Elle finit par demander à son père la permission de prendre le voile. Don Alphonse refusa. Elle lutta encore, mais Dieu la tirait. Le 2 novembre 1533, elle se leva de grand matin et s’en alla, avec une douleur effroyable, se jeter dans le couvent des carmélites de l’Incarnation, en dehors d’Avila. « Il me semblait, raconte-t-elle, que mes os se détachaient les uns des autres. » l’apaisement se fit à l’instant en revêtant la robe des novices, et le bonheur l’inonda. À qui ne comprend pas ces choses si particulières, peu accessibles par la seule intelligence, nous citerons le cri de triomphe poussé par Thérèse de Ahumada quelques mois plus tard, après avoir prononcé ses vœux : « Je n’avais pas encore vingt ans, et il me semblait tenir sous mes pieds le monde vaincu. » Je ne sais ; mais cette ligne est pour moi comme une porte ouverte sur un monde où les règles habituelles de la conduite humaine ne sont plus de mise, où ce que nous appelons sagesse et folie reçoit d’autres noms, en vertu de jugemens qui nous échappent, où les choses et les mots ont un autre sens, et où l’homme de peu de foi, lorsqu’il hasarde une opinion, est semblable à celui d’entre nous qui essaierait d’appliquer nos procédés de mesure dans l’espace à quatre ou cinq dimensions.


III.

Pendant près de vingt ans, la sœur Thérèse se contenta d’être une bonne religieuse selon le XVIe siècle.

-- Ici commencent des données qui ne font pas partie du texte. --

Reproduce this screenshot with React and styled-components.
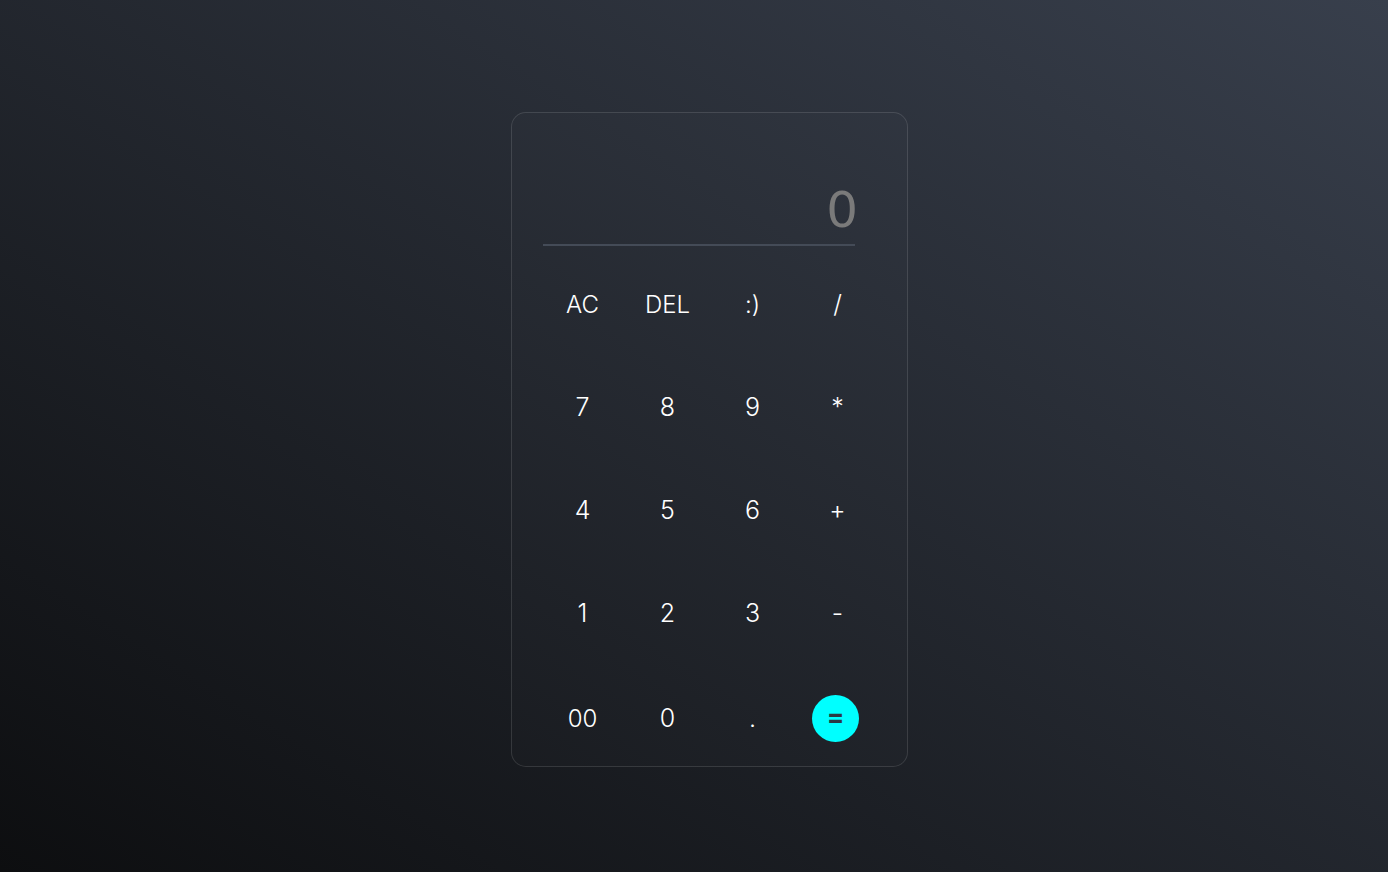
import React, { useState } from "react";
import styled, { createGlobalStyle } from "styled-components";

const GlobalStyle = createGlobalStyle`
  * {
    box-sizing: border-box;
  }
  html, body {
    margin: 0;
    padding: 0;
    height: 100%;
  }
  body {
    font-family: "Inter", "Open Sans", sans-serif;
    background: linear-gradient(to top right, #0d0e10, #383f4c);
    color: #fff;
  }
`;

const Page = styled.div`
  width: 100%;
  height: 100vh;
  display: flex;
  align-items: center;
  justify-content: center;
  padding: 7px 0 0 31px;
`;

const Card = styled.div`
  width: 397px;
  border: 1px solid rgba(255, 255, 255, 0.12);
  border-radius: 15px;
  background: rgba(255, 255, 255, 0.01);
  padding: 29px 28px 24px 28px;
`;

const Display = styled.div`
  height: 104px;
  margin: 0 24px 0 3px;
  border-bottom: 2px solid #444b57;
  display: flex;
  align-items: flex-end;
  justify-content: flex-end;
  padding-bottom: 9px;
  font-family: "DejaVu Sans", sans-serif;
  font-size: 50px;
  line-height: 1;
  color: #7a7a7a;

  span {
    margin-right: -3px;
  }
`;

const Keys = styled.div`
  margin-top: 35px;
  display: grid;
  grid-template-columns: repeat(4, 85px);
  grid-template-rows: repeat(4, 47px) 49px;
  row-gap: 56px;
`;

const Key = styled.button`
  border: none;
  background: transparent;
  color: #fff;
  font-family: "Inter", "Open Sans", sans-serif;
  font-weight: 300;
  font-size: ${(p) => (p.$small ? "24px" : "25px")};
  padding: 0 0 9px;
  display: flex;
  align-items: flex-end;
  justify-content: center;
  cursor: pointer;
`;

const EqualsKey = styled.button`
  justify-self: center;
  align-self: end;
  width: 47px;
  height: 47px;
  margin-right: 4px;
  border: none;
  border-radius: 50%;
  background: #00ffff;
  color: #2b3a44;
  font-family: "Inter", sans-serif;
  font-weight: 700;
  font-size: 26px;
  line-height: 1;
  padding: 0 0 3px;
  cursor: pointer;
`;

const keys = [
  "AC", "DEL", ":)", "/",
  "7", "8", "9", "*",
  "4", "5", "6", "+",
  "1", "2", "3", "-",
  "00", "0", ".",
];

export default function App() {
  const [value] = useState("0");

  return (
    <>
      <GlobalStyle />
      <Page>
        <Card>
          <Display>
            <span>{value}</span>
          </Display>
          <Keys>
            {keys.map((k) => (
              <Key key={k} $small={k.length > 1}>
                {k}
              </Key>
            ))}
            <EqualsKey>=</EqualsKey>
          </Keys>
        </Card>
      </Page>
    </>
  );
}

Les prières l’ennuyaient décidément. « Pendant des années entières, écrit-elle, j’étais moins occupée du sujet de mon oraison que du désir d’entendre l’horloge sonner la fin de l’heure consacrée à la prière. » Très proprette, elle savourait les joies du balayage. Ce n’était point pour elle des joies ordinaires. À défaut d’autre titre, elle aurait mérité d’être la sainte du balai. Tant qu’elle put remuer, elle rangea, nettoya, lava, épousseta, trotta en faisant la guerre aux araignées et aux serviettes sales. Devenue la grande réformatrice avec qui le roi et le nonce comptaient, elle suppliait le provincial de ses carmes, « pour l’amour de Dieu, » de faire au besoin des constitutions pour obliger les moines à être propres. « Si Sa Paternité, écrit-elle, considérait leurs lits et leur linge de table, elle n’hésiterait pas. » Il est vrai, ajoute mélancoliquement sainte Thérèse, qu’aucune constitution n’y fera, « étant comme ils sont. »

Les deux événemens de cette période de sa vie furent sa grande maladie et la mort de son père. La maladie fut cruelle et étrange.